Code Violations on Your Jacksonville Property? We'll Buy It As-Is

Open permits, municipal liens, daily fines piling up — the City of Jacksonville's code enforcement doesn't stop because you can't afford the repairs. We buy properties with active code violations, handle the remediation ourselves, and close fast so the fines stop accruing on your record.

How Code Enforcement Works in Jacksonville

The City of Jacksonville's Municipal Code Compliance Division enforces property maintenance standards across all of Duval County. Common violations include overgrown lots, structural disrepair, unpermitted construction, abandoned vehicles, and failure to maintain exterior surfaces. Once a code officer documents a violation, you receive a Notice of Violation with a compliance deadline — typically 30-90 days depending on the severity.

If you don't correct the violation within the deadline, the case goes before the Jacksonville Code Enforcement Board or a Special Magistrate. They can impose fines of $100-$500 per day for repeat or uncorrected violations. Those fines become municipal liens on your property — recorded with the Duval County Clerk and attached to the title. The liens accrue interest and must be paid before the property can transfer to a new owner.

Here's where it gets ugly: a $250/day fine on an uncorrected violation can accumulate $7,500 in a single month and $90,000 in a year. The City of Jacksonville processes hundreds of code enforcement cases monthly, with the heaviest concentration in ZIP codes 32208, 32210, and 32218 — areas where older housing stock and absentee ownership create a backlog of unaddressed violations. Many Jacksonville homeowners — particularly elderly residents on fixed incomes in Murray Hill and Eastside neighborhoods, or out-of-state owners who inherited Northside rental properties — don't realize the fines are accruing until they try to sell or refinance and discover a five-figure lien on their property.

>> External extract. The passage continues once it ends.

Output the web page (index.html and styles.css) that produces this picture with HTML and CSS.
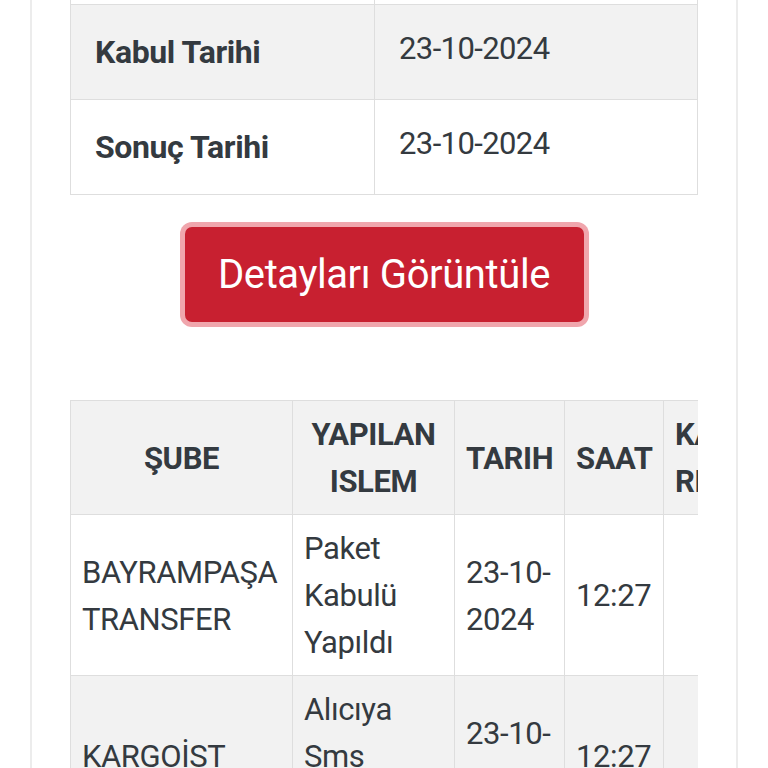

Why Traditional Buyers Won't Touch Code Violation Properties

When a property has open code violations or municipal liens in Jacksonville, it's essentially unmarketable through traditional channels. Title companies won't issue clear title until the violations are resolved and the liens are satisfied or negotiated. Most buyers' lenders won't finance a property with open code issues. And real estate agents know that listing a property with active violations will sit on the MLS indefinitely.

Resolving the violations yourself means paying for repairs (often $5,000-$30,000+ depending on the issues), then waiting for a City of Jacksonville re-inspection, then petitioning the Code Enforcement Board or Special Magistrate to reduce or waive accumulated fines. That process can take 3-6 months and requires attending hearings, hiring contractors, and navigating city bureaucracy.

We skip all of that. We purchase the property with the violations in place, negotiate directly with the City of Jacksonville for lien reductions (which we're experienced at — the city often reduces liens by 50-80% for properties being brought into compliance), and handle all remediation after closing. Your obligation ends at the closing table.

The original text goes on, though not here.